From
The Economist:
…most economists agree is that the higher minimum wage does not do much to relieve poverty. That is partly because many poor people would not gain (since they do not work); partly because some of the costs of higher minimum wages are shifted onto poor consumers; but mainly because many minimum-wage workers are not poor. Only 5% of the workforce—some 6.6m people—will gain directly from a rise in the minimum wage, and 30% of those are teenagers, many from families that are not poor.
From
Slate:
…Ordinarily, when we decide to transfer income to some group or another—whether it be the working poor, the unemployed, the victims of a flood, or the stockholders of American Airlines—we pay for the transfer out of general tax revenue. That has two advantages: It spreads the burden across all taxpayers, and it makes politicians accountable for their actions. It's easy to look up exactly how much the government gave American, and it's easy to look up exactly which senators voted for it.

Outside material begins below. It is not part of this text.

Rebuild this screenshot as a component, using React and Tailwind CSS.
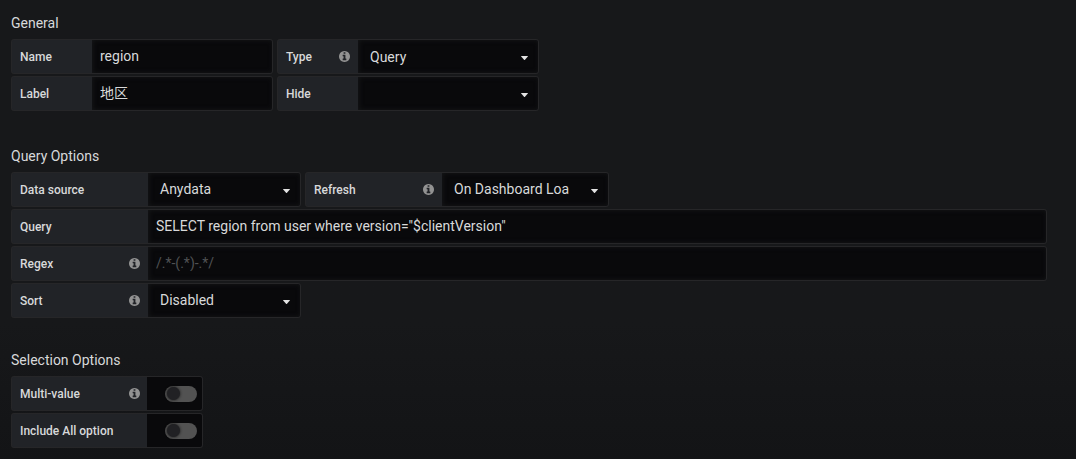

By contrast, the minimum wage places the entire burden on one small group: the employers of low-wage workers and, to some extent, their customers. Suppose you're a small entrepreneur with, say, 10 full-time minimum-wage workers. Then a 50 cent increase in the minimum wage is going to cost you about $10,000 a year. That's no different from a $10,000 tax increase. But the politicians who imposed the burden get to claim they never raised anybody's taxes.
If you want to transfer income to the working poor, there are fairer and more honest ways to do it. The Earned Income Tax Credit, for example, accomplishes pretty much the same goals as the minimum wage but without concentrating the burden on a tiny minority. For that matter, the EITC also does a better job of helping the people you'd really want to help, as opposed to, say, middle-class teenagers working summer jobs. It's pretty hard to argue that a minimum-wage increase beats an EITC increase by any criterion.
The minimum wage is nothing but a huge off-the-books tax paid by a small group of people, with all the proceeds paid out as the equivalent of welfare to a different small group of people.
And yet both nationally and locally under Blagoyevich, the Democrats are serious about this bad policy.